O encontrei num show improvisado em Itabira terra de Carlos Drummond de Andrade. Explico: um produtor local sabendo da presença do artista na cidade pediu para que fizesse uma apresentação sem cachê aberto para ao público. Ele topou e fez. Foi na frente do principal templo católico, a Catedral de Nossa Senhora dos Rosário. Um palco simples e o gradil delimitando o espaço. A mídia local por conta de um canal de televisão comunitário. Estando ao lado, inusitadamente um radialista me perguntou o que estava achando daquilo tudo. Obviamente falei da surpresa estonteante daquele artista que figurou na maior revista americana especializada em jazz, Melody Maker, no rol dos dez maiores guitarristas de jazz do mundo por dois anos consecutivos (77 e 78). Brindar-nos assim, conterrâneos ou não, daquela maneira era incrível ato de solidariedade, generosidade…  A surpresa ficou por conta de autos falantes espalhados no espaço público, tal qual quermesse, reproduzindo nossa fala, ao vivo!

No palco a fera com ar físico de super-herói empunhando a “terra dos pássaros” denominação da sua extensão de Vida, a inseparável guitarra Gibson. Pouca conversa e muito som. Começou a performance com as músicas Viver de Amor, Terra dos Pássaros, Durango Kid, uma impressionante releitura instrumental de Asa Branca… A cidade feliz e toda mobilizada ali naquele literal improviso. De produção e de sons. Emanando energia para a plateia que ora assistia quieta hora dançava e vibrava com os solos e balanços de acordes progressivos. Foi um passeio por um repertório sabidamente não popularizado. As pessoas entraram numa vibe que parecia uma curtição de sucessos. Cá pra nós as composições do mineiro nunca serão as mais tocadas. Toninho Horta, sereno, ia destilando seu canto inflexivo em músicas antológicas: Aqui, Oh! ou Beijo Partido… Momentos de escuta coletiva. Passava na minha cabeça a trajetória do protagonista com Flora Purim, Astrud Gilberto, Joyce… Figuraça. Depois do concerto-improviso o encontrei no adro da igreja e como fã incondicional pousaria ao seu lado para as fotografias de praxe imediatamente arquivadas nas nuvens. Trocamos figurinhas relembrando tempo a inaugural apresentação que fizera no Auditório da FIERN quando da instalação do projeto Nação Potiguar Instrumental fruto de parceria do SESI, Fundação Helio Galvão e o Escritório Candinha Bezerra. Sempre reservado e solícito o cantor-instrumentista estava ali sem soberba, alegre e contrito fora de qualquer expectativa promocional. O reconhecimento qualitativo já tem de sobra. Um sábio, um anônimo gênio brasileiro.

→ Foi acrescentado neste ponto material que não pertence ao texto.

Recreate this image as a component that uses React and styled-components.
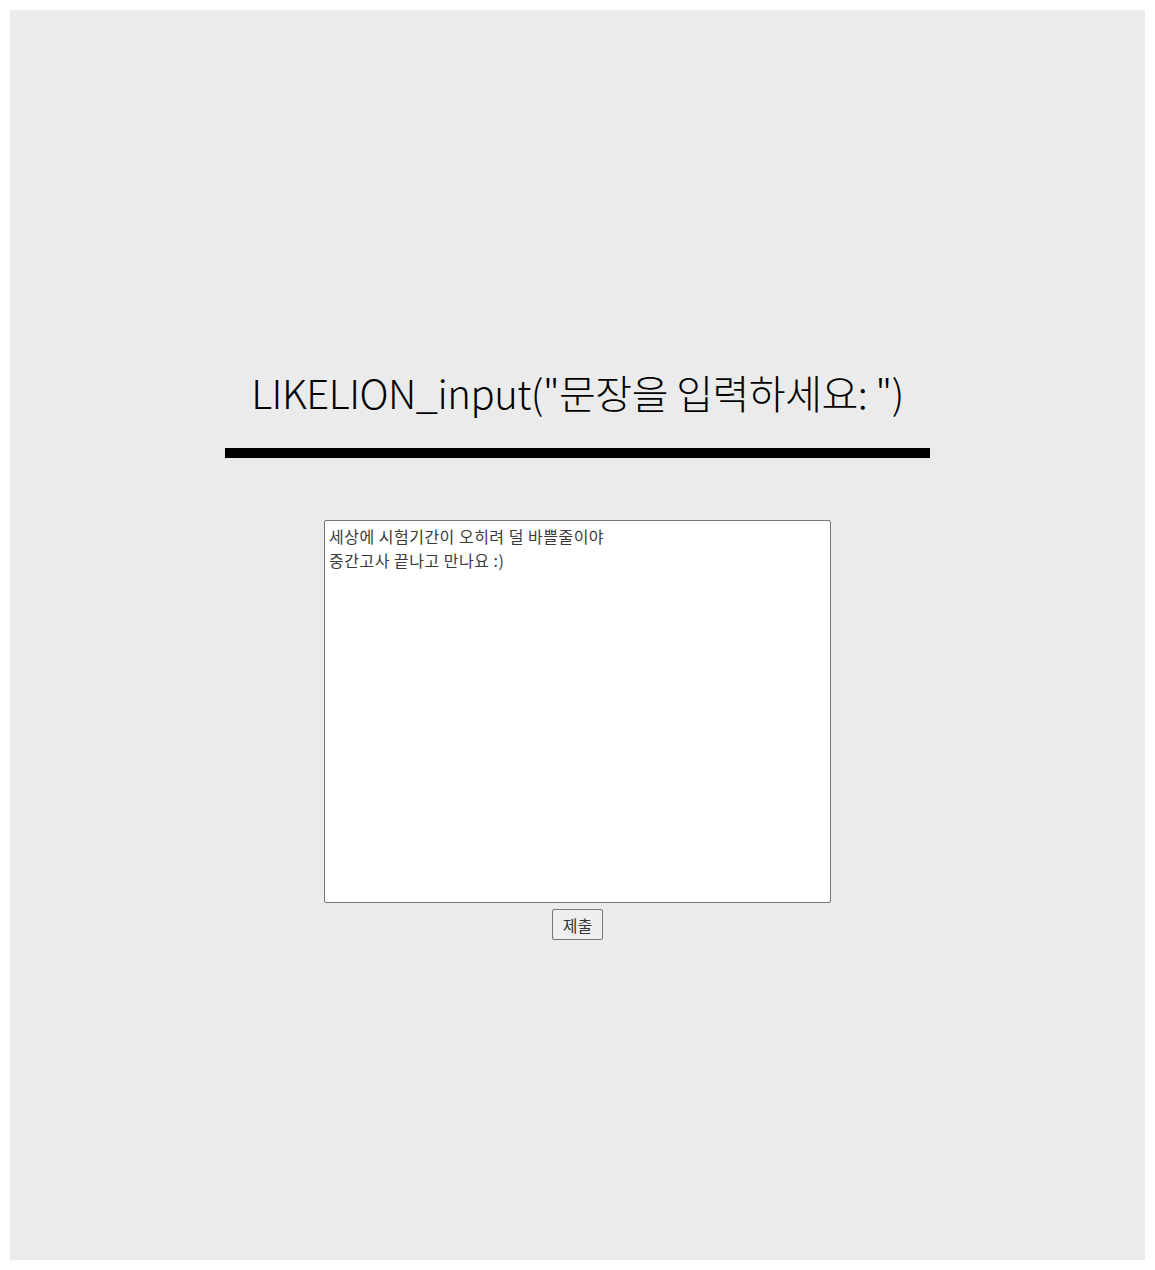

Todo esse fluxo onírico lava o corpo e a alma. Não precisa ser real para tal. Alguém já sugeriu a inversão da vida como ela é por uma vivência de sonhos. Uma vivência do irreal. A vida não é ficção? E vice-versa? Fato é que quando acordei tudo continuou sendo verdadeiro. Mescla do vivido com o desejado. Que venham mais e mais sonhos. Apesar de tudo, muito leve!